I believe Jue is correct on this .. and at one time I was able to do
it but I couldn't remember how I did it - I was able to print out the
current value in $_, and then assign a new value to it and validate
later ... as this seems platform specific, I'm interested in doing it
on XP, as well as Solaris.
 
T

Tim Greer

no one reason I'm trying to use this capability is for debugging, as
well as to have a learning tool that can validate some of my ideas.

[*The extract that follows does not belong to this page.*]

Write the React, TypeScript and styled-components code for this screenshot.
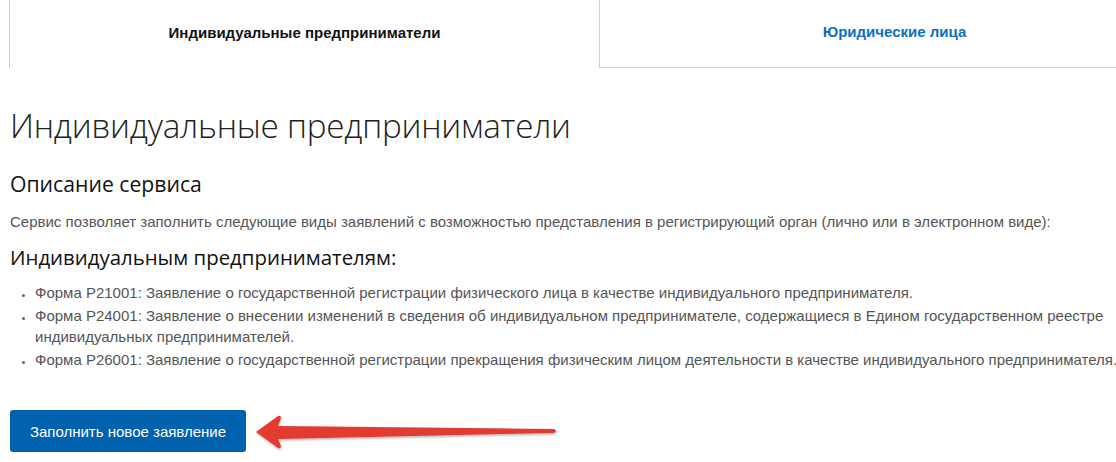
import React from "react";
import styled, { createGlobalStyle } from "styled-components";

const Global = createGlobalStyle`
  html, body { margin: 0; padding: 0; background: #fff; overflow: hidden; }
  body { font-family: Arial, "Liberation Sans", sans-serif; }
`;

const Page = styled.div`
  width: 1116px;
  height: 462px;
  overflow: hidden;
  position: relative;
`;

const Tabs = styled.div`
  display: flex;
  margin-left: 9px;
  width: 1180px;
  height: 68px;
`;

const Tab = styled.div<{ $active?: boolean }>`
  flex: 0 0 590px;
  box-sizing: border-box;
  display: flex;
  align-items: center;
  justify-content: center;
  padding-bottom: 4px;
  border-left: 1px solid #cfcfcf;
  border-bottom: ${(p) => (p.$active ? "none" : "1px solid #cfcfcf")};
  font-family: "Liberation Sans", Arial, sans-serif;
  font-weight: bold;
  font-size: 15px;
  color: ${(p) => (p.$active ? "#111" : "#0a6fc2")};
`;

const Content = styled.div`
  width: 1130px;
  padding: 0 0 0 10px;
`;

const Title = styled.h1`
  margin: 36px 0 0;
  font-family: "Open Sans", sans-serif;
  font-weight: 300;
  font-size: 33.2px;
  line-height: 44px;
  color: #222;
  letter-spacing: -0.2px;
`;

const SubTitle = styled.h2<{ $top: number; $size: number }>`
  margin: ${(p) => p.$top}px 0 0;
  font-family: "Open Sans", sans-serif;
  font-weight: 400;
  font-size: ${(p) => p.$size}px;
  line-height: 28px;
  color: #111;
`;

const Text = styled.p`
  margin: 14px 0 0;
  font-family: "Liberation Sans", Arial, sans-serif;
  font-size: 15px;
  line-height: 20px;
  color: #555;
`;

const List = styled.ul`
  margin: 11px 0 0;
  padding: 0 0 0 25px;
  font-family: "Liberation Sans", Arial, sans-serif;
  font-size: 15px;
  line-height: 21px;
  color: #555;
  li { margin-bottom: 2px; }
  li::marker { font-size: 11px; color: #666; }
`;

const ActionRow = styled.div`
  display: flex;
  align-items: center;
  margin-top: 40px;
`;

const Button = styled.button`
  width: 236px;
  height: 42px;
  border: none;
  border-radius: 3px;
  background: #0061ae;
  color: #fff;
  font-family: "Liberation Sans", Arial, sans-serif;
  font-size: 15px;
  cursor: pointer;
`;

const ArrowSvg = styled.svg`
  margin-left: 8px;
  margin-top: 2px;
`;

export default function App() {
  return (
    <Page>
      <Global />
      <Tabs>
        <Tab $active>Индивидуальные предприниматели</Tab>
        <Tab>Юридические лица</Tab>
      </Tabs>
      <Content>
        <Title>Индивидуальные предприниматели</Title>
        <SubTitle $top={22} $size={21.2}>Описание сервиса</SubTitle>
        <Text>
          Сервис позволяет заполнить следующие виды заявлений с возможностью представления в регистрирующий орган (лично или в электронном виде):
        </Text>
        <SubTitle $top={11} $size={20.4}>Индивидуальным предпринимателям:</SubTitle>
        <List>
          <li>Форма Р21001: Заявление о государственной регистрации физического лица в качестве индивидуального предпринимателя.</li>
          <li>Форма Р24001: Заявление о внесении изменений в сведения об индивидуальном предпринимателе, содержащиеся в Едином государственном реестре индивидуальных предпринимателей.</li>
          <li>Форма Р26001: Заявление о государственной регистрации прекращения физическим лицом деятельности в качестве индивидуального предпринимателя.</li>
        </List>
        <ActionRow>
          <Button>Заполнить новое заявление</Button>
          <ArrowSvg width="316" height="40" viewBox="0 0 316 40">
            <defs>
              <filter id="sh" x="-5%" y="-30%" width="110%" height="160%">
                <feDropShadow dx="0.5" dy="1.5" stdDeviation="1" floodColor="#000" floodOpacity="0.3" />
              </filter>
            </defs>
            <path
              d="M2 20 L24 4 Q27 3 27 6 L24 14 L300 17 Q304 19 300 21 L24 27 L27 34 Q27 37 24 36 Z"
              fill="#e33b30"
              filter="url(#sh)"
            />
          </ArrowSvg>
        </ActionRow>
      </Content>
    </Page>
  );
}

I believe Jue is correct on this .. and at one time I was able to do
it but I couldn't remember how I did it - I was able to print out the
current value in $_, and then assign a new value to it and validate
later ... as this seems platform specific, I'm interested in doing it
on XP, as well as Solaris.

I don't know what thread this is a reply to, but each time you manually
run the perl command, it's a separate instance. So, unless it's en
environment variable you can each throughout, or unless you run perl
commands within another script or process that retains that variable,
it's going to be reset... again, unless you're doing something more
than that. A variable will change on each separate instance or the
program/command running otherwise.
 
M

Michele Dondi

I believe Jue is correct on this .. and at one time I was able to do
it but I couldn't remember how I did it - I was able to print out the
current value in $_, and then assign a new value to it and validate
later ... as this seems platform specific, I'm interested in doing it
on XP, as well as Solaris.

No, what you say is plainly not possible: you *believe* you did it. It
happens, but you simply don't remember well and you are confused.
Trust those who know better and don't be bothered by this.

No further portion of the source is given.